Hans Larsson spoke next on the use of developmental evolution techniques in
paleobiology, and its importance to dinosaurs in particular. This was
another general review talk, by and large, and he made the strong point that
it works both ways: not only can developmental biology help shed light on
the evolution of extinct taxa, but fossil organisms can help supply data
towards understand development (and how it evolves) in extant species.
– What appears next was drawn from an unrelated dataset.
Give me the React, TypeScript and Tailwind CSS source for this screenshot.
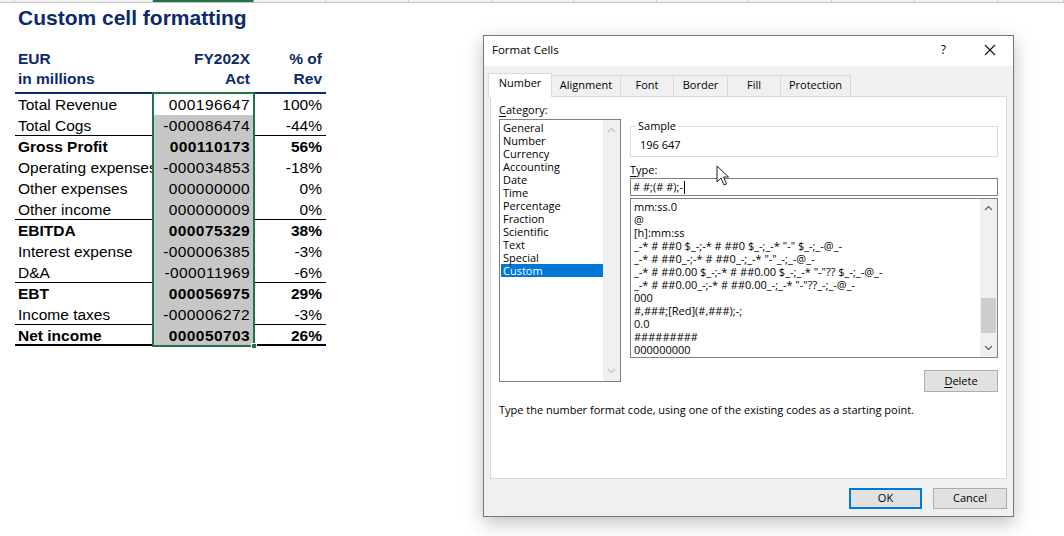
import React from "react";

type Row = { label: string; val: string; pct: string; bold?: boolean; border?: "b1" | "b2" };

const rows: Row[] = [
  { label: "Total Revenue", val: "000196647", pct: "100%" },
  { label: "Total Cogs", val: "-000086474", pct: "-44%", border: "b1" },
  { label: "Gross Profit", val: "000110173", pct: "56%", bold: true },
  { label: "Operating expenses", val: "-000034853", pct: "-18%" },
  { label: "Other expenses", val: "000000000", pct: "0%" },
  { label: "Other income", val: "000000009", pct: "0%", border: "b1" },
  { label: "EBITDA", val: "000075329", pct: "38%", bold: true },
  { label: "Interest expense", val: "-000006385", pct: "-3%" },
  { label: "D&A", val: "-000011969", pct: "-6%", border: "b1" },
  { label: "EBT", val: "000056975", pct: "29%", bold: true },
  { label: "Income taxes", val: "-000006272", pct: "-3%", border: "b1" },
  { label: "Net income", val: "000050703", pct: "26%", bold: true, border: "b2" },
];

const headerCols = [
  "w-[15px]",
  "w-[138px]",
  "w-[101px] border-b-2 border-b-[#217346]",
  "w-[72px]",
  "w-[83px]",
  "w-[83px]",
  "w-[82px]",
  "w-[83px]",
  "w-[92px]",
  "w-[83px]",
  "w-[83px]",
  "w-[83px]",
  "w-[66px]",
];

const categories = [
  "General",
  "Number",
  "Currency",
  "Accounting",
  "Date",
  "Time",
  "Percentage",
  "Fraction",
  "Scientific",
  "Text",
  "Special",
  "Custom",
];

const formats = [
  "mm:ss.0",
  "@",
  "[h]:mm:ss",
  '_-* # ##0 $_-;-* # ##0 $_-;_-* "-" $_-;_-@_-',
  '_-* # ##0_-;-* # ##0_-;_-* "-"_-;_-@_-',
  '_-* # ##0.00 $_-;-* # ##0.00 $_-;_-* "-"?? $_-;_-@_-',
  '_-* # ##0.00_-;-* # ##0.00_-;_-* "-"??_-;_-@_-',
  "000",
  "#,###;[Red](#,###);-;",
  "0.0",
  "#########",
  "000000000",
];

function Chevron({ up, color }: { up?: boolean; color: string }) {
  return (
    <svg width="9" height="6" viewBox="0 0 9 6">
      <polyline
        points={up ? "1,5 4.5,1.5 8,5" : "1,1 4.5,4.5 8,1"}
        fill="none"
        stroke={color}
        strokeWidth="1.2"
      />
    </svg>
  );
}

function Sheet() {
  return (
    <div className="font-['Liberation_Sans',Arial,sans-serif] text-black">
      <div className="flex h-[3px] border-b border-[#c4c4c4] bg-[#f3f3f3]">
        {headerCols.map((c, i) => (
          <div key={i} className={`${c} shrink-0 border-r border-[#d0d0d0]`} />
        ))}
      </div>
      <div className="pl-[15px]">
        <div className="mt-[3px] pl-[3px] text-[21px] leading-[23px] font-bold text-[#0b2a6a]">
          Custom cell formatting
        </div>
        <div className="mt-[21px] w-[311px] grid grid-cols-[138px_101px_72px] text-[15.5px] leading-[20px] font-bold text-[#0b2a6a] pb-[3px] border-b-2 border-[#0b2a6a]">
          <div className="pl-[3px] -mt-px">EUR</div>
          <div className="text-right pr-[4px] -mt-px">FY202X</div>
          <div className="text-right pr-[4px] -mt-px">% of</div>
          <div className="pl-[3px]">in millions</div>
          <div className="text-right pr-[4px]">Act</div>
          <div className="text-right pr-[4px]">Rev</div>
        </div>
        <div className="relative w-[311px]">
          {rows.map((r, i) => (
            <div
              key={i}
              className={`grid grid-cols-[138px_101px_72px] h-[21px] text-[15.5px] leading-[21px] ${
                r.bold ? "font-bold" : ""
              } ${r.border === "b1" ? "border-b border-black" : ""} ${
                r.border === "b2" ? "border-b-2 border-black" : ""
              }`}
            >
              <div className="pl-[3px] overflow-hidden whitespace-nowrap">{r.label}</div>
              <div
                className={`text-right pr-[4px] tracking-[0.4px] ${
                  i === 0 ? "bg-white" : "bg-[#c6c6c6]"
                }`}
              >
                {r.val}
              </div>
              <div className="text-right pr-[4px]">{r.pct}</div>
            </div>
          ))}
          <div className="absolute left-[137px] top-[-2px] w-[103px] h-[255px] border-2 border-[#217346] pointer-events-none">
            <div className="absolute right-[-4px] bottom-[-4px] w-[6px] h-[6px] bg-[#217346] border border-white" />
          </div>
        </div>
      </div>
    </div>
  );
}

function Dialog() {
  const tabs = ["Alignment", "Font", "Border", "Fill", "Protection"];
  const tabW = ["w-[70px]", "w-[54px]", "w-[55px]", "w-[54px]", "w-[71px]"];
  return (
    <div className="absolute left-[483px] top-[35px] w-[531px] h-[482px] border border-[#787878] bg-[#f0f0f0] shadow-[0_6px_18px_rgba(0,0,0,0.25)] flex flex-col font-['Open_Sans',sans-serif] text-[11px] text-black">
      {/* title bar */}
      <div className="h-[30px] bg-white flex items-center pl-[8px] pb-[2px] shrink-0">
        <span className="text-[11.5px]">Format Cells</span>
        <span className="ml-auto mr-[38px] text-[12px]">?</span>
        <svg width="12" height="12" viewBox="0 0 12 12" className="mr-[17px]">
          <line x1="1" y1="1" x2="11" y2="11" stroke="#111" strokeWidth="1.1" />
          <line x1="11" y1="1" x2="1" y2="11" stroke="#111" strokeWidth="1.1" />
        </svg>
      </div>
      {/* tabs */}
      <div className="relative z-10 flex items-end h-[23px] mt-[7px] pl-[4px] shrink-0">
        <div className="w-[64px] h-[24px] bg-white border border-b-0 border-[#d9d9d9] flex items-center justify-center pb-[4px] translate-y-[1px]">
          Number
        </div>
        {tabs.map((t, i) => (
          <div
            key={t}
            className={`${tabW[i]} h-[21px] -ml-px border border-b-0 border-[#d9d9d9] bg-[#f0f0f0] flex items-center justify-center pb-[2px]`}
          >
            {t}
          </div>
        ))}
      </div>
      {/* panel */}
      <div className="ml-[6px] w-[517px] h-[383px] bg-white border border-[#d9d9d9] shrink-0 flex flex-col pl-[8px]">
        <div className="flex gap-[9px] pt-[5px]">
          {/* left column */}
          <div className="w-[122px] flex flex-col">
            <div className="h-[16px] leading-[16px]">
              <u className="underline-offset-2">C</u>ategory:
            </div>
            <div className="mt-[1px] h-[263px] border border-[#7f7f7f] flex">
              <div className="flex-1 pt-[1px] pl-[1px]">
                {categories.map((c) => (
                  <div
                    key={c}
                    className={`h-[13px] leading-[13px] pl-[2px] ${
                      c === "Custom" ? "bg-[#0078d7] text-white" : ""
                    }`}
                  >
                    {c}
                  </div>
                ))}
              </div>
              <div className="w-[17px] bg-[#f0f0f0] flex flex-col items-center justify-between py-[7px]">
                <Chevron up color="#c4c4c4" />
                <Chevron color="#c4c4c4" />
              </div>
            </div>
          </div>
          {/* right column */}
          <div className="w-[368px] flex flex-col pt-[17px]">
            <fieldset className="h-[38px] border border-[#dcdcdc] px-[8px]">
              <legend className="ml-[-3px] px-[2px] leading-[14px]">Sample</legend>
              <div className="mt-[5px] leading-[14px] pl-[1px]">196 647</div>
            </fieldset>
            <div className="mt-[6px] h-[14px] leading-[14px]">
              <u className="underline-offset-2">T</u>ype:
            </div>
            <div className="mt-[1px] h-[18px] border border-[#7f7f7f] flex items-center pl-[2px]">
              <span>#&nbsp;#;(#&nbsp;#);-</span>
              <span className="inline-block w-px h-[13px] bg-black ml-px" />
            </div>
            <div className="mt-[2px] h-[160px] border border-[#828282] flex overflow-hidden">
              <div className="flex-1 pt-[1px] pl-[3px] overflow-hidden">
                {formats.map((f, i) => (
                  <div key={i} className="h-[13px] leading-[13px] whitespace-pre">
                    {f}
                  </div>
                ))}
              </div>
              <div className="w-[17px] bg-[#f0f0f0] flex flex-col items-center pt-[6px] pb-[6px]">
                <Chevron up color="#606060" />
                <div className="mt-[87px] w-[15px] h-[35px] bg-[#cdcdcd]" />
                <div className="mt-auto">
                  <Chevron color="#606060" />
                </div>
              </div>
            </div>
            <div className="flex justify-end mt-[12px]">
              <div className="w-[74px] h-[22px] border border-[#adadad] bg-[#e1e1e1] flex items-center justify-center">
                <span>
                  <u className="underline-offset-2">D</u>elete
                </span>
              </div>
            </div>
          </div>
        </div>
        <div className="mt-[11px] leading-[14px]">
          Type the number format code, using one of the existing codes as a starting point.
        </div>
      </div>
      {/* buttons */}
      <div className="flex justify-end gap-[11px] mt-[9px] mr-[6px]">
        <div className="w-[73px] h-[21px] border-2 border-[#0078d7] bg-[#e1e1e1] flex items-center justify-center">
          OK
        </div>
        <div className="w-[74px] h-[21px] border border-[#adadad] bg-[#e1e1e1] flex items-center justify-center">
          Cancel
        </div>
      </div>
    </div>
  );
}

function Pointer() {
  return (
    <svg
      className="absolute left-[716px] top-[165px]"
      width="14"
      height="22"
      viewBox="0 0 14 22"
    >
      <path
        d="M1 1 L1 17 L5 13 L8 20 L10.5 19 L7.5 12 L12.5 12 Z"
        fill="white"
        stroke="#222"
        strokeWidth="1"
        strokeLinejoin="round"
      />
    </svg>
  );
}

export default function App() {
  return (
    <div className="relative w-[1064px] h-[536px] bg-white overflow-hidden">
      <Sheet />
      <Dialog />
      <Pointer />
    </div>
  );
}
Matt Carrano (host) gave a talk on body size evolution in dinosaurs. He has
found an overall trend towards larger size in the group over time, with some
evidence that it is an active trend rather than a passive one. However, he
pointed out that incomplete phylogenies may be confounders in this latter
aspect, since missing branching events will make small derived forms appear
to be small but basal. He used both nodal depth and age measures. While
most taxa followed the general trend, two clades showed a decrease in size
over time: titanosaurs and maniraptorans. He also showed briefly the lack
of overlap between the mammalian body size range and dinosaur size range;
which mammals 'filling in' the gap left behind as the dinosaur average moved
ever upward (and then filling in rapidly after the K/T). Mentioned that
juvenile dinosaurs would have had a size range implying rather higher
interactions with mammals. Also pointed out the interesting tidbit that
mammals and dinosaurs cover a similar range of size factors (about 9
factors), but gravitate towards opposite poles of the spectrum; mammals tend
towards smaller sizes (with a small average) and dinosaurs tend towards the
larger end of their range.
Joanna Wright gave an overview of the history and current study in dinosaur
trackways. She focused to some extent on the possible questions to be
answered by trackways, giving a general look at targets and directions to be
taken with such data. She ended with a bit of locomotion modeling work she
in currently involved in, attempted to match computer walking models with
trackways in several taxa.
Scott Sampson looked at the functional and behavior implications of 'bizarre
structures' in dinosaurs. He looked especially at horns and nasal
elaboration, though he also took a quick look at ceratopsian crests and
pachycephalasaur domes. His work on dinosaur nasal structures has convinced
him that they did not support trunk apparatus in any dinosaurian taxa, but
that temperature regulation was a distinct possibility for groups such as
large ornithopods and ceratopsians. His feeling seemed to be that most of
the structures seen across the dinosauria were for sexual display and
combat, a few were possibly defense devices, and others (such as enlarged
noses) has a physiological function.
Elizabeth Rega spoke about paleopathology, with an emphasis on her work on
'Sue'. She was quick to point out the difficulty in actually assigning
diagnosis to paleopathologies. She also commented that most diseased
individuals seen were likely relatively healthy; frail individuals would not
heal and would die, and especially healthy animals would not be ill in the
first place. The irony, then, is that frail animals and hyperrobust animals
look the same as fossils. Despite the public press, 'Sue' was probably
pretty healthy (at least healthy enough to heal the broken bones and
erosions). The holes in the skull are likely NOT bite marks; they are
consistent with erosions from fungal parasites common as natural flora of
the mouth (and which cause similar cavities in extant animals).
Paul Barrett closed the day with a talk on dinosaur feeding and diet.
Unfortunately, I also was absent for this talk, as I had to leave just
before to make it back to Charlottesville.
On 12/16/03 8:20 AM, "Ken Carpenter" <Kcarpenter@dmns.org> wrote:
> I am surprise that no one has reported on the dino symposium at the
> Smithsonian. Didn't any one go? I heard turn out was very low, like maybe
> 30-40 people, including the speakers. If true, it definitely sounds like their
> PR department did a poor job getting the word out.